A couple have faced court charged with extreme neglect of their four children after being found by police in ‘feral and dangerous’ home, starved, covered in faeces and rashes.
Police in Lancashire, UK, who raided the home were initially confronted by the couple, a man, 23, and a woman, 29 – who can’t be named to protect the identity of the children.
After hearing what sounded like a child behind a door, the officers investigated and found a horrific scene, reports Daily Mail.
‘Officers found there was faecal matter smeared and sprayed across the walls and indeed it had become apparent that the lower half appeared to have been repainted,’ prosecutor, Francis McEntree told the court.
‘The officers noted 15 heavily soiled nappies full of urine and faecal matter which was open to the air.
‘The floor itself was covered in faeces and scraps or stale food and there appeared to be intermingling of the two.’
Apparently it was so bad some officers vomited at the sight and smell.
‘Within that room were two children, dressed in just T-shirts.’
‘One of them had dried blood across the bridge of this nose and upper lip. Their appearance was described as dishevelled and dirty with food in his hair and stains around the body.
Another toddler, a little girl, was found trapped underneath an upturned bed frame in the next bedroom, and a baby strapped to a bounced right next to a gas heater.
The children apparently showed no emotion, and we ‘like zombies’.
The house had no food, except for ‘cannabis in a slow cooker’, no hot running water, and the bathtub was reportedly filled with paint.
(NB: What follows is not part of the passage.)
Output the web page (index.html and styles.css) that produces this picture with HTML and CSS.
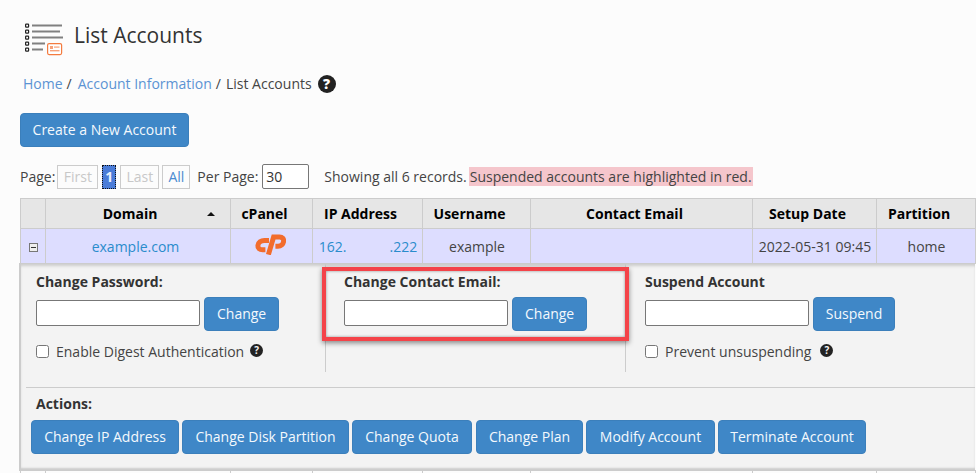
FILE: index.html
```html
<!DOCTYPE html>
<html lang="en">
<head>
    <meta charset="UTF-8">
    <meta name="viewport" content="width=device-width, initial-scale=1.0">
    <title>List Accounts</title>
    <link rel="stylesheet" href="styles.css">
</head>
<body>
    <div class="page-head">
        <svg class="head-icon" width="38" height="33" viewBox="0 0 38 33">
            <g fill="#fff" stroke="#222" stroke-width="1.2">
                <rect x="0.6" y="1.1" width="3" height="3" rx="0.6"/>
                <rect x="0.6" y="7.1" width="3" height="3" rx="0.6"/>
                <rect x="0.6" y="13.1" width="3" height="3" rx="0.6"/>
                <rect x="0.6" y="19.1" width="3" height="3" rx="0.6"/>
                <rect x="0.6" y="25.1" width="3" height="3" rx="0.6"/>
            </g>
            <g fill="#808080">
                <rect x="7" y="1.5" width="30" height="2"/>
                <rect x="7" y="7.5" width="28" height="2"/>
                <rect x="7" y="13.5" width="31" height="2"/>
                <rect x="7" y="19.5" width="13" height="2"/>
                <rect x="7" y="25.5" width="11" height="2"/>
            </g>
            <rect x="22.6" y="20.6" width="14" height="11" rx="1.5" fill="#fff" stroke="#f47b3f" stroke-width="1.2"/>
            <rect x="25" y="23" width="3" height="3" fill="#f7a27a"/>
            <rect x="29" y="23.5" width="5.5" height="1.2" fill="#f7a27a"/>
            <rect x="25" y="27" width="9.5" height="1.4" fill="#f7a27a"/>
        </svg>
        <h1>List Accounts</h1>
    </div>

    <div class="breadcrumb">
        <a href="#">Home</a><span class="sep">/</span>
        <a href="#">Account Information</a><span class="sep">/</span>
        <span class="crumb-now">List Accounts</span>
        <span class="help help-big">?</span>
    </div>

    <button class="btn btn-create">Create a New Account</button>

    <div class="pager">
        <span>Page:</span>
        <span class="page-box page-first off">First</span>
        <span class="page-box page-now">1</span>
        <span class="page-box page-last off">Last</span>
        <span class="page-box page-all">All</span>
        <span class="per-label">Per Page:</span>
        <input class="per-input" type="text" value="30">
        <span class="records">Showing all 6 records.</span>
        <span class="suspended-note">Suspended accounts are highlighted in red.</span>
    </div>

    <table class="accounts">
        <colgroup>
            <col class="c-toggle">
            <col class="c-domain">
            <col class="c-cpanel">
            <col class="c-ip">
            <col class="c-user">
            <col class="c-email">
            <col class="c-date">
            <col class="c-part">
        </colgroup>
        <thead>
            <tr>
                <th></th>
                <th class="th-domain">Domain<span class="caret"></span></th>
                <th>cPanel</th>
                <th>IP Address</th>
                <th>Username</th>
                <th>Contact Email</th>
                <th>Setup Date</th>
                <th>Partition</th>
            </tr>
        </thead>
        <tbody>
            <tr class="row-open">
                <td><span class="toggle"></span></td>
                <td class="domain-cell"><a href="#">example.com</a></td>
                <td class="cp-cell">
                    <svg class="cp-logo" width="31" height="21" viewBox="0 0 31 21">
                        <g fill="none" stroke="#f26c2d" stroke-width="5">
                            <path d="M14 6.4H9.4C6 6.4 3.2 8.4 2.9 11.4C2.6 14.2 4.6 15.8 7.6 15.8H10.4"/>
                            <path d="M13.4 20.6L18.6 3H24.6C27.4 3 28.9 4.8 28.6 7.4C28.3 10.2 26 12.2 23 12.2H20.4"/>
                        </g>
                    </svg>
                </td>
                <td class="ip"><a href="#">162.<span class="ip-gap"></span>.222</a></td>
                <td>example</td>
                <td></td>
                <td>2022-05-31 09:45</td>
                <td>home</td>
            </tr>
            <tr>
                <td class="panel-cell" colspan="8">
                    <div class="panel">
                        <div class="panel-cols">
                            <div class="panel-col col-pass">
                                <label class="field-title">Change Password:</label>
                                <div class="field-line">
                                    <input class="field" type="text">
                                    <button class="btn">Change</button>
                                </div>
                                <label class="check-line">
                                    <input type="checkbox">
                                    <span>Enable Digest Authentication</span>
                                    <span class="help">?</span>
                                </label>
                            </div>
                            <div class="panel-col col-mail">
                                <div class="callout"></div>
                                <label class="field-title">Change Contact Email:</label>
                                <div class="field-line">
                                    <input class="field" type="text">
                                    <button class="btn">Change</button>
                                </div>
                            </div>
                            <div class="panel-col col-susp">
                                <label class="field-title">Suspend Account</label>
                                <div class="field-line">
                                    <input class="field" type="text">
                                    <button class="btn btn-suspend">Suspend</button>
                                </div>
                                <label class="check-line">
                                    <input type="checkbox">
                                    <span>Prevent unsuspending</span>
                                    <span class="help help-gap">?</span>
                                </label>
                            </div>
                        </div>
                        <div class="actions">
                            <div class="actions-title">Actions:</div>
                            <div class="actions-btns">
                                <button class="btn act-ip">Change IP Address</button>
                                <button class="btn act-disk">Change Disk Partition</button>
                                <button class="btn act-quota">Change Quota</button>
                                <button class="btn act-plan">Change Plan</button>
                                <button class="btn act-modify">Modify Account</button>
                                <button class="btn act-term">Terminate Account</button>
                            </div>
                        </div>
                    </div>
                </td>
            </tr>
            <tr class="row-next">
                <td></td><td></td><td></td><td></td><td></td><td></td><td></td><td></td>
            </tr>
        </tbody>
    </table>
</body>
</html>
```

FILE: styles.css
```css
*{
    box-sizing: border-box;
}
html, body{
    margin: 0;
    height: 100%;
    overflow: hidden;
}
body{
    padding: 23px 0 0 20px;
    background-color: #fcfcfc;
    font-family: "Open Sans", sans-serif;
    font-size: 14px;
    line-height: 20px;
    color: #444;
}
a{
    color: #2a8ccc;
    text-decoration: none;
}

/* header */
.page-head{
    display: flex;
    align-items: flex-start;
    height: 33px;
    padding-left: 5px;
}
.head-icon{
    flex: none;
}
h1{
    margin: -3px 0 0 11px;
    font-size: 21px;
    line-height: 30px;
    font-weight: 400;
    color: #333;
}
.breadcrumb{
    display: flex;
    align-items: center;
    height: 20px;
    margin: 18px 0 0 3px;
}
.breadcrumb a{
    color: #5b93d3;
}
.sep{
    margin: 0 6px 0 4px;
}
.crumb-now{
    margin-left: -1px;
}
.help{
    display: inline-flex;
    align-items: center;
    justify-content: center;
    width: 13px;
    height: 13px;
    border-radius: 50%;
    background-color: #222;
    color: #f3f3f3;
    font-size: 10px;
    line-height: 13px;
    font-weight: 700;
}
.help-big{
    width: 18px;
    height: 18px;
    margin-left: 6px;
    font-size: 14px;
    line-height: 18px;
    font-weight: 800;
    color: #fff;
}
.btn{
    height: 34px;
    padding: 0 12px 2px 12px;
    border: 1px solid #3b7fbb;
    border-radius: 4px;
    background-color: #3f87c7;
    color: #f4f9fd;
    font-family: inherit;
    font-size: 14px;
    cursor: pointer;
}
.btn-create{
    display: block;
    width: 169px;
    margin-top: 19px;
    padding: 0 0 2px 0;
}
.btn-suspend{
    width: 82px;
    padding: 0 0 2px 0;
}

/* pager */
.pager{
    display: flex;
    align-items: center;
    height: 25px;
    margin-top: 17px;
}
.page-box{
    height: 24px;
    border: 1px solid #ccc;
    text-align: center;
    line-height: 22px;
    color: #4a8bd0;
}
.page-box.off{
    color: #c8c8c8;
}
.page-first{
    width: 41px;
    margin-left: 2px;
}
.page-now{
    width: 14px;
    margin-left: 4px;
    border: 1px dotted #111;
    background-color: #4a7cd8;
    color: #e8f0fc;
    font-weight: 700;
}
.page-last{
    width: 39px;
    margin-left: 4px;
}
.page-all{
    width: 28px;
    margin-left: 3px;
}
.per-label{
    margin-left: 7px;
}
.per-input{
    width: 47px;
    height: 25px;
    margin-left: 4px;
    padding: 0 3px;
    border: 1px solid #777;
    border-radius: 2px;
    background-color: #fff;
    font-family: inherit;
    font-size: 14px;
    color: #333;
}
.records{
    margin-left: 15px;
}
.suspended-note{
    margin-left: 2px;
    padding: 0 1px;
    height: 19px;
    line-height: 19px;
    background-color: #f5c6cc;
}

/* table */
.accounts{
    width: 955px;
    margin: 9px 0 0 -1px;
    table-layout: fixed;
    border-collapse: collapse;
}
.c-toggle{ width: 25px; }
.c-domain{ width: 185px; }
.c-cpanel{ width: 82px; }
.c-ip{ width: 110px; }
.c-user{ width: 108px; }
.c-email{ width: 222px; }
.c-date{ width: 124px; }
.c-part{ width: 99px; }
th, td{
    padding: 0;
    border: 1px solid #ccc;
    text-align: center;
}
th{
    height: 30px;
    padding-right: 13px;
    background-color: #e6e6e6;
    color: #000;
    font-weight: 700;
}
.th-domain{
    position: relative;
    padding-right: 15px;
}
.caret{
    position: absolute;
    top: 13px;
    right: 15px;
    border-left: 4px solid transparent;
    border-right: 4px solid transparent;
    border-bottom: 4px solid #111;
}
.row-open td{
    height: 35px;
    padding: 1px 0 0 2px;
    background-color: #ddf;
}
.row-open .domain-cell{
    padding-right: 6px;
}
.row-open .cp-cell{
    padding-right: 4px;
}
.toggle{
    display: inline-block;
    position: relative;
    width: 9px;
    height: 9px;
    margin-top: 6px;
    border: 1px solid #777;
    background-color: #eee;
}
.toggle::after{
    content: "";
    position: absolute;
    left: 1px;
    right: 1px;
    top: 3px;
    height: 1px;
    background-color: #333;
}
.cp-logo{
    display: block;
    margin: -5px auto 0 auto;
}
.ip-gap{
    display: inline-block;
    width: 43px;
}
.row-next td{
    height: 12px;
    background-color: #fcfcfc;
}

/* expanded row */
.panel-cell{
    padding: 0;
    text-align: left;
    border-left: 2px solid #ccc;
    border-right: none;
}
.panel{
    height: 206px;
    padding: 0 0 0 5px;
    background-color: #f3f3f3;
    box-shadow: inset 0 3px 3px -1px #ccc, inset 0 -3px 2px -1px #ccc;
}
.panel-cols{
    display: flex;
    height: 108px;
}
.panel-col{
    position: relative;
    padding-top: 8px;
}
.col-pass{
    width: 299px;
    padding-left: 10px;
}
.col-mail{
    width: 301px;
    padding-left: 18px;
    border-left: 1px solid #ccc;
    border-right: 1px solid #ccc;
}
.col-susp{
    padding-left: 19px;
}
.callout{
    position: absolute;
    left: -4px;
    top: 3px;
    width: 307px;
    height: 74px;
    border: 4px solid #f44349;
    box-shadow: 0 2px 5px rgba(0, 0, 0, 0.45), inset 0 0 3px rgba(0, 0, 0, 0.4);
}
.field-title{
    display: block;
    font-weight: 700;
    color: #333;
}
.field-line{
    display: flex;
    align-items: center;
    gap: 4px;
    margin-top: 5px;
}
.field{
    width: 164px;
    height: 26px;
    margin-bottom: 2px;
    padding: 0 4px;
    border: 1px solid #777;
    border-radius: 2px;
    background-color: #fff;
}
.check-line{
    display: flex;
    align-items: center;
    margin-top: 11px;
    color: #444;
}
.check-line input{
    width: 13px;
    height: 13px;
    margin: -2px 7px 0 0;
}
.check-line .help{
    margin-left: 6px;
    margin-top: -4px;
}
.check-line .help-gap{
    margin-left: 9px;
}
.actions{
    margin-top: 15px;
    border-top: 1px solid #ccc;
    padding: 6px 0 0 5px;
}
.actions-title{
    padding-left: 5px;
    font-weight: 700;
    color: #333;
}
.actions-btns{
    display: flex;
    gap: 3px;
    margin-top: 6px;
}
.actions-btns .btn{
    padding: 0 0 2px 0;
}
.act-ip{ width: 148px; }
.act-disk{ width: 167px; }
.act-quota{ width: 120px; }
.act-plan{ width: 107px; margin-left: 1px; }
.act-modify{ width: 129px; }
.act-term{ width: 148px; }
```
The father’s defense tried to downplay the situation, saying that it wasn’t intentional neglect on the part of the 23-year-old but that he got in over his head.
‘This was not somebody who was being deliberately cruel – he was an inadequate young man feeling he could do it all himself.’
‘He tried to sort things out himself but they got worse and worse.’
The father was sentenced for 14 months, while the mother was given a suspended sentence after the judge accepted that her mental health was too poor to ‘cope’ in prison.